We did not wipe off the stain. We brushed on a thin coat and have done this several times before without any issues. We just let it dry for a longer time. We also use the small cans becasue the larger cans have the low VOC that is a pain to work with and must be wiped off. The floor looked great after staining, it looks great when the poly is wet. It is jsut when it dries that you see the amrks along the edges.
We have 2 thinned coast of poly down now with some improvement in some rooms. The cans of poly were well stirred and the marks are only on board ends and seams, which leads me to belive it is a penetration issue with either the sealer of poly.
I used the sealer simply because that is the way I was taught by my Dad. He always uses it first.
We will try to scuff sanding a full strength (or at least much thicker) coat tonight.
Ii wonder if your floor was thoroughly dry from the water damage.
Not wiping off the stain could be a big part of your problem. It's not meant for excess to be left on the surface. The solvents in the poly, especially with added thinner, will reactivate the stain and lift it. A coat of Zinser won't be enough to seal the stain completely from the poly and it's solvents. A uneccessary step in my opinion and the alcohol in the shellac will also lift the stain. This can result in cloudyness in areas. There is also a good chance the stain didn't fully dry, particularly on ends and edges where more would accumulate and not have enough exposure to dry. You just got lucky in the past, may have had more drying time but you should always wipe that product.
Minwax is Minwax, it's the same product regardless of what size can it comes in. Many modern poly products are not exactly the same as they were just a few years ago, let alone in the distant past. It's not uncommon for handed down information to be out of date or incorrectly applied. There is a balance of ingredients in a can of poly.
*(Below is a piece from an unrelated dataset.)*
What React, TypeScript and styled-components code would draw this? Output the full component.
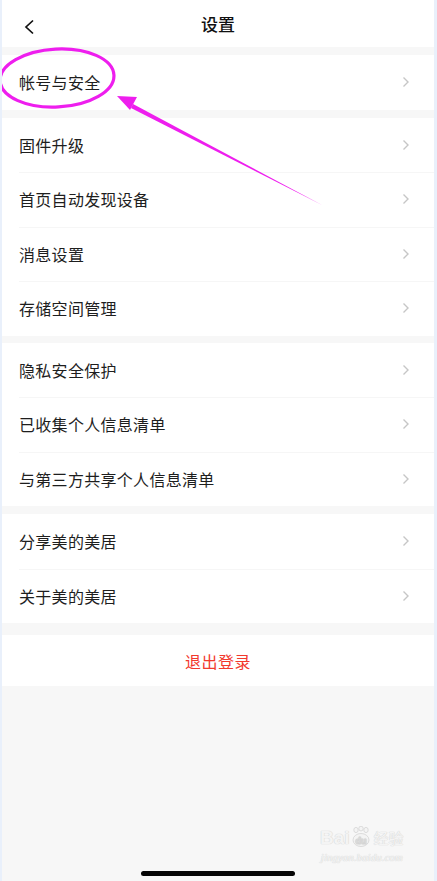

When you add something, it can effect that balance. For example, there is a specific amount of drier and a specific amount of light absorbers in a quart. By adding solvents, you reduce the proportions of these and other ingredients. Products may stand some alteration and still be acceptable but it's also possible to create an imbalance that will adversly effect the product. It's not likely the solvents you buy off the shelf will be the same as the manufacturers and in some cases they may be incompatible. Never listen to anybody, read the can, follow the directions. If you have questions, contact the manufacturer, if you don't and have issues, you are SOL.
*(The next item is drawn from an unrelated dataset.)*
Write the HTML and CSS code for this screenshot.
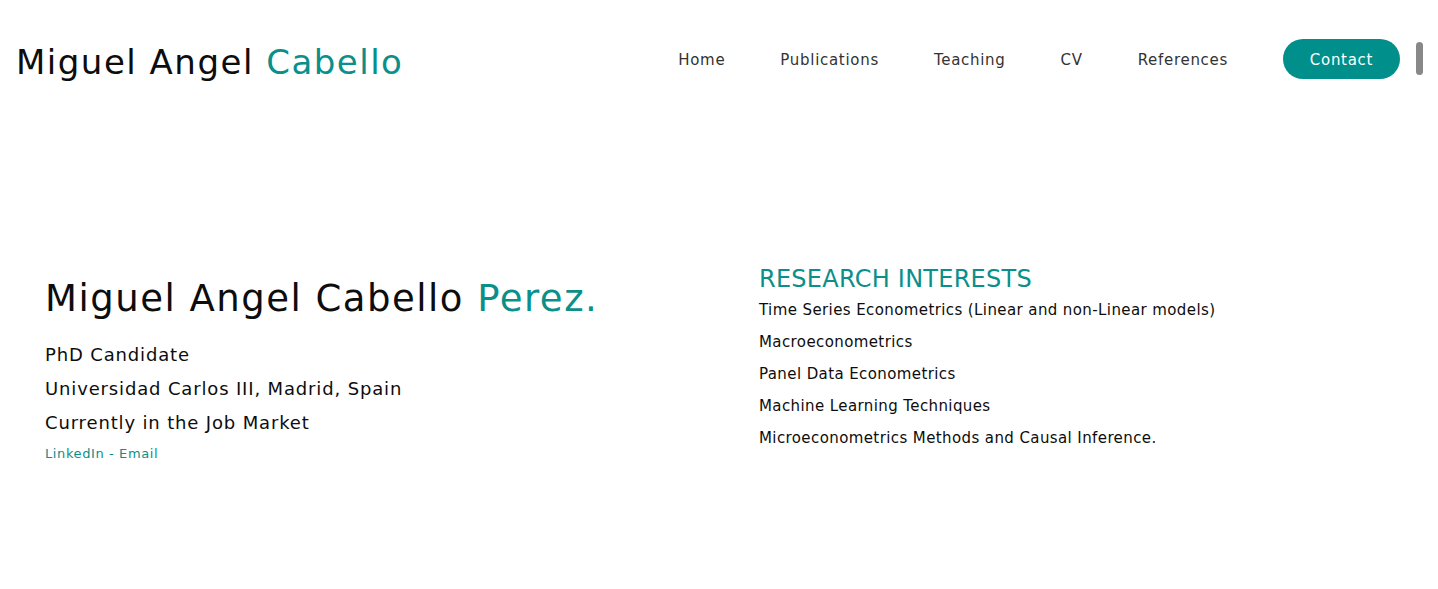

If you frequent this forum, you will see a never ending string of posts where people are having problems with finishing. Most of the time, they have taken advice from a magazine article or someone they know, mixed this, did that and are now in trouble. Very often, they have done something fundamentally wrong in the process, such as you not wiping the stain. I'm not sure why folks think they can improve on the work of competant, experienced, coatings specialist, chemical engineers.
I'm sure you are anxious to get the job done and don't have time on your side. There really isn't anything you can do at this point but continue. The final top coats should reduce the visibility of your problem. Once the furniture is back, you'll probably be the only one aware of the imperfections. In 10 or 12 years you may have the opportunity to try it again. There is a lot more to it than buying a can of DIY product off a shelf and a big part is familiarity with a variety of products and experience. We've all been there and had our piece of humble pie. Welcome to the club.
hammer,
That was one of the best posts I've seen on any forum. Common sense, practical and informative. Great job!
I teach a fair amount and a lot of it's breaking it down to common sense.One thing I emphasize is "when all else fails, read the directions" Why many feel the need to alter a product is "somebody once told me...." Your statement of why folks think they can improve what the chemists and coating engineers produce should be the heading for this forum.
One of the finishes you'll see touted is the Maloof finish. Of course, I'd be a pariah by questioning it but it never made sense to me chemically. Like you said the properties and proportions of a coating are radically altered to what end? It's a great marketing tool though as it's a special mix. This is just the thing in my mind that makes finishing so confusing.
I really think you said it all. Great post.
Peter
Thanks all for your replies.
Most of what I did, was handed down. Grandfather to Father, Father to me.
My Dad specializes in stairs and stair railings. He always uses the same method we used and has no problem on the railings. We have used this same method on at least 3 other floors. I guess we were lucky. I think the coats were jsut too thin and when we used the lamswool applicators we ended up with a thinner caot than we would ahve brushing.
We sanded the entire floor with 220 yesterday and brushed on a full thickness coat of the poly. Sanding and brushing 3800 sq ft of floor may be the least fun woodworking activity ever.
It fixed the problem completely. There are no spots that can be seen. The floors look great. Especially the brazilian cherry in-lays we put in the rooms as borders.
As far as Minwax being Minwax, I am not completely sure of that. My understanding is that the gallon containers are now a newer low VOC mix. The smaller containers, I beleive, have the old, cheaper to make, higher VOC formulation. I could be wrong, but a few years ago somes tates changed their laws and required the companies to use formulations that released less volatile organic compounds. From my O-chem days the less VOC the longer it will take to "dry" or evaporate. In my limited experience the lower VOC formualtions are harder to work with. However, I only tried the low VOC once and have tried to go abck to the higher since then. It amy be the same stuff, but it behaves and smells very differently in my experience.
Thanks again for all of the help! I look forward to getting my shop finished once our house is back to normal and getting back into the fun wood working.